▶ Data provided:
■ ■ ■ ■ ■

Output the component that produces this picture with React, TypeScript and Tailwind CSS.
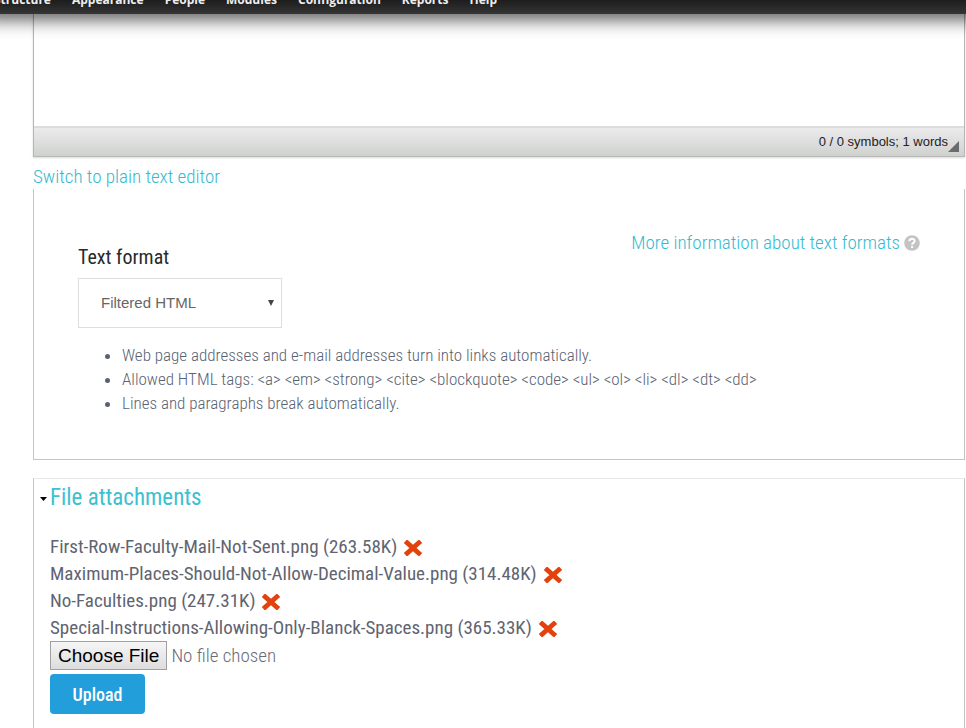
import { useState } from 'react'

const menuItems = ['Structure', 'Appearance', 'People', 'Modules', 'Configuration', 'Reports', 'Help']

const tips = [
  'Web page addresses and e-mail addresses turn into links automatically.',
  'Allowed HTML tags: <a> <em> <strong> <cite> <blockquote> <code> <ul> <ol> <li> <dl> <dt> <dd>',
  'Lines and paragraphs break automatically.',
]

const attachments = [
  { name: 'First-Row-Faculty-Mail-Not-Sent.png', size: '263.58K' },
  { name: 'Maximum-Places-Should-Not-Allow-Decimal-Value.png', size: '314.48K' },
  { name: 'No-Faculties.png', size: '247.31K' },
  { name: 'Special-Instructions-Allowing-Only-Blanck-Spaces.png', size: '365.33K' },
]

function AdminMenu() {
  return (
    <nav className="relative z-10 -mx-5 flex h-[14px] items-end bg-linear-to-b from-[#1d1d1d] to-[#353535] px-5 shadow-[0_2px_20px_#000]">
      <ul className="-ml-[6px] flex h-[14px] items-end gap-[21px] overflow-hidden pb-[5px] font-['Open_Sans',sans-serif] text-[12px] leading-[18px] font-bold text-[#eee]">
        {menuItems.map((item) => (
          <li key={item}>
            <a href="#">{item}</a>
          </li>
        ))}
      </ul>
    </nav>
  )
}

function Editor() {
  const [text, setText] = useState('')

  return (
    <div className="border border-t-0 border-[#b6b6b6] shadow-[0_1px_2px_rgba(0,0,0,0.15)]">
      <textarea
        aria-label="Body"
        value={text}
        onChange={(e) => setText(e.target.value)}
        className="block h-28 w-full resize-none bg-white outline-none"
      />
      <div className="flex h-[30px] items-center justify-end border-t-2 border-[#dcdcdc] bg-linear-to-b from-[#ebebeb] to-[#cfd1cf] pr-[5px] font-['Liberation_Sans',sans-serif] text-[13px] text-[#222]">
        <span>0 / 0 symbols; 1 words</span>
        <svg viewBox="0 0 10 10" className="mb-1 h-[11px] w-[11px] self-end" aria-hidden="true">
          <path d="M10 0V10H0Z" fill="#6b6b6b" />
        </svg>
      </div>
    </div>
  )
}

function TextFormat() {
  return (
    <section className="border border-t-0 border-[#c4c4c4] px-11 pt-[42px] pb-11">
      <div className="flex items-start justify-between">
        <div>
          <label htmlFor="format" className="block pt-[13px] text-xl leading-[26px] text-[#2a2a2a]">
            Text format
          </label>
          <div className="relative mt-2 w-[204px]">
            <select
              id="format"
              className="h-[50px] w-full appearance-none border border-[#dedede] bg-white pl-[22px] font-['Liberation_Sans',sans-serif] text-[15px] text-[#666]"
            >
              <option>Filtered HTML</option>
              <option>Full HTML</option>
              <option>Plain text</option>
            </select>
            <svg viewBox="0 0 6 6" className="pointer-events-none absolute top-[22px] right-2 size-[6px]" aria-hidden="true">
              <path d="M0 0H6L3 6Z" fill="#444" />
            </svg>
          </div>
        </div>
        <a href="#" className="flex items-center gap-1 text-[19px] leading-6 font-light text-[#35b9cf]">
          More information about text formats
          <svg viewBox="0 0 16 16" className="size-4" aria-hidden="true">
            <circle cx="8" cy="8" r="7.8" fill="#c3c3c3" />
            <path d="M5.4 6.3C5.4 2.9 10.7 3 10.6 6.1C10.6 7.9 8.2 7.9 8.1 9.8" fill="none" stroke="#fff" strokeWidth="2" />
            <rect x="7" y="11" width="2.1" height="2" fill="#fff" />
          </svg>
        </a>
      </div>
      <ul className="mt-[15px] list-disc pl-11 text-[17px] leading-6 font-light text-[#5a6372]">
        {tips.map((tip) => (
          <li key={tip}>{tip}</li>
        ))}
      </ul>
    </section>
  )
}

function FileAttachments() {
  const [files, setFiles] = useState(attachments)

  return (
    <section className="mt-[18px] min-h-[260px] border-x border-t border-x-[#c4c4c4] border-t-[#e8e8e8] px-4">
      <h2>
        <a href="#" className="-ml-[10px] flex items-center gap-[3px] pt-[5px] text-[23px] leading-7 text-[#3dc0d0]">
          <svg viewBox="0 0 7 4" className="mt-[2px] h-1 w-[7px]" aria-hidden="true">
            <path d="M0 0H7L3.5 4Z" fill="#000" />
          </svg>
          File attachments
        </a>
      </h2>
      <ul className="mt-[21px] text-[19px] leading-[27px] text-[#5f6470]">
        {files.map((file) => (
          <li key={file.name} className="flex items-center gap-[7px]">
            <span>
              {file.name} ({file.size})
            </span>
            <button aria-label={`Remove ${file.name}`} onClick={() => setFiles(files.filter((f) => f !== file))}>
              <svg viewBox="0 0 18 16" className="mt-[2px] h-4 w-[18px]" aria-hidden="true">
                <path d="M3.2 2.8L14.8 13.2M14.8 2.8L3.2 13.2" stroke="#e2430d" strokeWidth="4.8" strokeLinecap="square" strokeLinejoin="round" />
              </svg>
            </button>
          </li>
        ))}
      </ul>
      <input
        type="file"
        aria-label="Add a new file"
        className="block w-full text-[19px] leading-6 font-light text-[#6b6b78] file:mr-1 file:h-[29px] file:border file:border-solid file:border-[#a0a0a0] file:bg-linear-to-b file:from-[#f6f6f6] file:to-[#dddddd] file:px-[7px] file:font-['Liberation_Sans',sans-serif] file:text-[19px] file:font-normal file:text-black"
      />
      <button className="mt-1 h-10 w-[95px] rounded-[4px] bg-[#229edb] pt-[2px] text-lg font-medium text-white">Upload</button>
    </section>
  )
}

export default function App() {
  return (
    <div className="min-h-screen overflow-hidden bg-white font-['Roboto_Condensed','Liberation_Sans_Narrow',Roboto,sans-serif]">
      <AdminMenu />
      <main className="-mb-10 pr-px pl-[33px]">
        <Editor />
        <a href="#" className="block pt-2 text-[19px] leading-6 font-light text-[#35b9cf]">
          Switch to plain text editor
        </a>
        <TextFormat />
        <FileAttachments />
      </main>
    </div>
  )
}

■ ■ ■ ■ ■

▶ Task to complete: Repeat the listing in full and exactly. Do not include any images.

▶ Response:
Output the component that produces this picture with React, TypeScript and Tailwind CSS.
import { useState } from 'react'

const menuItems = ['Structure', 'Appearance', 'People', 'Modules', 'Configuration', 'Reports', 'Help']

const tips = [
  'Web page addresses and e-mail addresses turn into links automatically.',
  'Allowed HTML tags: <a> <em> <strong> <cite> <blockquote> <code> <ul> <ol> <li> <dl> <dt> <dd>',
  'Lines and paragraphs break automatically.',
]

const attachments = [
  { name: 'First-Row-Faculty-Mail-Not-Sent.png', size: '263.58K' },
  { name: 'Maximum-Places-Should-Not-Allow-Decimal-Value.png', size: '314.48K' },
  { name: 'No-Faculties.png', size: '247.31K' },
  { name: 'Special-Instructions-Allowing-Only-Blanck-Spaces.png', size: '365.33K' },
]

function AdminMenu() {
  return (
    <nav className="relative z-10 -mx-5 flex h-[14px] items-end bg-linear-to-b from-[#1d1d1d] to-[#353535] px-5 shadow-[0_2px_20px_#000]">
      <ul className="-ml-[6px] flex h-[14px] items-end gap-[21px] overflow-hidden pb-[5px] font-['Open_Sans',sans-serif] text-[12px] leading-[18px] font-bold text-[#eee]">
        {menuItems.map((item) => (
          <li key={item}>
            <a href="#">{item}</a>
          </li>
        ))}
      </ul>
    </nav>
  )
}

function Editor() {
  const [text, setText] = useState('')

  return (
    <div className="border border-t-0 border-[#b6b6b6] shadow-[0_1px_2px_rgba(0,0,0,0.15)]">
      <textarea
        aria-label="Body"
        value={text}
        onChange={(e) => setText(e.target.value)}
        className="block h-28 w-full resize-none bg-white outline-none"
      />
      <div className="flex h-[30px] items-center justify-end border-t-2 border-[#dcdcdc] bg-linear-to-b from-[#ebebeb] to-[#cfd1cf] pr-[5px] font-['Liberation_Sans',sans-serif] text-[13px] text-[#222]">
        <span>0 / 0 symbols; 1 words</span>
        <svg viewBox="0 0 10 10" className="mb-1 h-[11px] w-[11px] self-end" aria-hidden="true">
          <path d="M10 0V10H0Z" fill="#6b6b6b" />
        </svg>
      </div>
    </div>
  )
}

function TextFormat() {
  return (
    <section className="border border-t-0 border-[#c4c4c4] px-11 pt-[42px] pb-11">
      <div className="flex items-start justify-between">
        <div>
          <label htmlFor="format" className="block pt-[13px] text-xl leading-[26px] text-[#2a2a2a]">
            Text format
          </label>
          <div className="relative mt-2 w-[204px]">
            <select
              id="format"
              className="h-[50px] w-full appearance-none border border-[#dedede] bg-white pl-[22px] font-['Liberation_Sans',sans-serif] text-[15px] text-[#666]"
            >
              <option>Filtered HTML</option>
              <option>Full HTML</option>
              <option>Plain text</option>
            </select>
            <svg viewBox="0 0 6 6" className="pointer-events-none absolute top-[22px] right-2 size-[6px]" aria-hidden="true">
              <path d="M0 0H6L3 6Z" fill="#444" />
            </svg>
          </div>
        </div>
        <a href="#" className="flex items-center gap-1 text-[19px] leading-6 font-light text-[#35b9cf]">
          More information about text formats
          <svg viewBox="0 0 16 16" className="size-4" aria-hidden="true">
            <circle cx="8" cy="8" r="7.8" fill="#c3c3c3" />
            <path d="M5.4 6.3C5.4 2.9 10.7 3 10.6 6.1C10.6 7.9 8.2 7.9 8.1 9.8" fill="none" stroke="#fff" strokeWidth="2" />
            <rect x="7" y="11" width="2.1" height="2" fill="#fff" />
          </svg>
        </a>
      </div>
      <ul className="mt-[15px] list-disc pl-11 text-[17px] leading-6 font-light text-[#5a6372]">
        {tips.map((tip) => (
          <li key={tip}>{tip}</li>
        ))}
      </ul>
    </section>
  )
}

function FileAttachments() {
  const [files, setFiles] = useState(attachments)

  return (
    <section className="mt-[18px] min-h-[260px] border-x border-t border-x-[#c4c4c4] border-t-[#e8e8e8] px-4">
      <h2>
        <a href="#" className="-ml-[10px] flex items-center gap-[3px] pt-[5px] text-[23px] leading-7 text-[#3dc0d0]">
          <svg viewBox="0 0 7 4" className="mt-[2px] h-1 w-[7px]" aria-hidden="true">
            <path d="M0 0H7L3.5 4Z" fill="#000" />
          </svg>
          File attachments
        </a>
      </h2>
      <ul className="mt-[21px] text-[19px] leading-[27px] text-[#5f6470]">
        {files.map((file) => (
          <li key={file.name} className="flex items-center gap-[7px]">
            <span>
              {file.name} ({file.size})
            </span>
            <button aria-label={`Remove ${file.name}`} onClick={() => setFiles(files.filter((f) => f !== file))}>
              <svg viewBox="0 0 18 16" className="mt-[2px] h-4 w-[18px]" aria-hidden="true">
                <path d="M3.2 2.8L14.8 13.2M14.8 2.8L3.2 13.2" stroke="#e2430d" strokeWidth="4.8" strokeLinecap="square" strokeLinejoin="round" />
              </svg>
            </button>
          </li>
        ))}
      </ul>
      <input
        type="file"
        aria-label="Add a new file"
        className="block w-full text-[19px] leading-6 font-light text-[#6b6b78] file:mr-1 file:h-[29px] file:border file:border-solid file:border-[#a0a0a0] file:bg-linear-to-b file:from-[#f6f6f6] file:to-[#dddddd] file:px-[7px] file:font-['Liberation_Sans',sans-serif] file:text-[19px] file:font-normal file:text-black"
      />
      <button className="mt-1 h-10 w-[95px] rounded-[4px] bg-[#229edb] pt-[2px] text-lg font-medium text-white">Upload</button>
    </section>
  )
}

export default function App() {
  return (
    <div className="min-h-screen overflow-hidden bg-white font-['Roboto_Condensed','Liberation_Sans_Narrow',Roboto,sans-serif]">
      <AdminMenu />
      <main className="-mb-10 pr-px pl-[33px]">
        <Editor />
        <a href="#" className="block pt-2 text-[19px] leading-6 font-light text-[#35b9cf]">
          Switch to plain text editor
        </a>
        <TextFormat />
        <FileAttachments />
      </main>
    </div>
  )
}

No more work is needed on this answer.